In its report, Adva suggests an additional reason: the increasing accumulation of power ¬ with the blessing of the state ¬ in the past 20 years, on the part of employers in general and those who control significant capital in particular.

The workers' holiday
With every passing year May Day - celebrated as the International Workers' Day - becomes more of a day for general social protest. Friday's Labor Day march in Tel Aviv, for example, includes a long list of organization not associated directly with workers' right: students' and women's groups, neighborhood activists and a range of political organization from the Young Communist League to Meretz Youth. Among the slogans under whose banners the participants will be marching, for example, are "Maintain the standard of living in light of the price hikes" and "The municipality is for everyone, not just the real estate sharks."

"It's impossible to maintain the division between the struggle for workers' rights and the overall economic policy," Alon-Lee Green, the hero of the strike by employees of the Coffee Bean chain in Tel Aviv, which ended in March with an unprecedented revenue-sharing deal for the workers. "It doesn't matter whether your salary is cut or prices rise. Either way you're left with nothing," Green said.

Residents of South Tel Aviv's Florentine who have banded together to fight a plan to turn the area into a luxury residential neighborhood also joined in.

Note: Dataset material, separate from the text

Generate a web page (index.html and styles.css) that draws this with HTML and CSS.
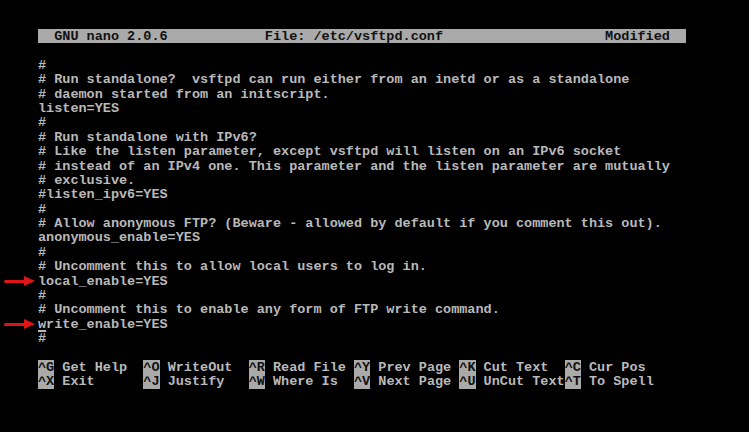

The protest march will begin from there, proceeding to the concentration of bank offices and personnel agencies at the intersection of Allenby St. and Rothschild Blvd. "The first of May is becoming more and more relevant for more and more people who want to feel they are not alone in the war of survival" says the chairman of the Student Union of the Academic College of Tel Aviv-Jaffa, Daniel Bronstein. "Not only terms of employment are important to Israeli workers, but also for their children to have access to high-quality education systems as well as good medical and welfare systems," he says.

The American nightmare
A week ago the New York Times published an article on the enormous increase in the number of prisoners in the United States. According to the report, "the U.S. leads the world in producing prisoners," with 2.3 million people behind bars. Out of every 100,000 Americans, 751 are in prison. If only the adult population is taken into account, one in 100 Americans is locked up. Of other nations in the world only Russia even comes close, with 627 prisoners for every 100,000 inhabitants.

Experts interviewed for the article pointed to high levels of violent crime, harsh sentencing law, a legacy of racial tensions ¬ and the lack of a social safety net. The latter means that poor people who do not receive support turn to crime and instead of receiving educational or welfare support they are sent to prison.

What's the situation in Israel? It depends on how you count. For criminals, the incarceration rate is about 150 per 100,000 ¬ like in England. If security prisoners are included, then the number rises to 305, well above any other Middle Eastern country. (In Syria and Egypt, for example, there are 58 and 87 prisoners per 100,000 inhabitants, respectively.)

Particularly worrying is the trend toward locking up more Israelis: According to the Israel Prison Service, between 2002 and 2006 the number of Israelis jailed for criminal offenses rose by nearly 30 percent, to about 9,000, while the number of people locked up for security offenses increased by 500 percent, to about 10,000.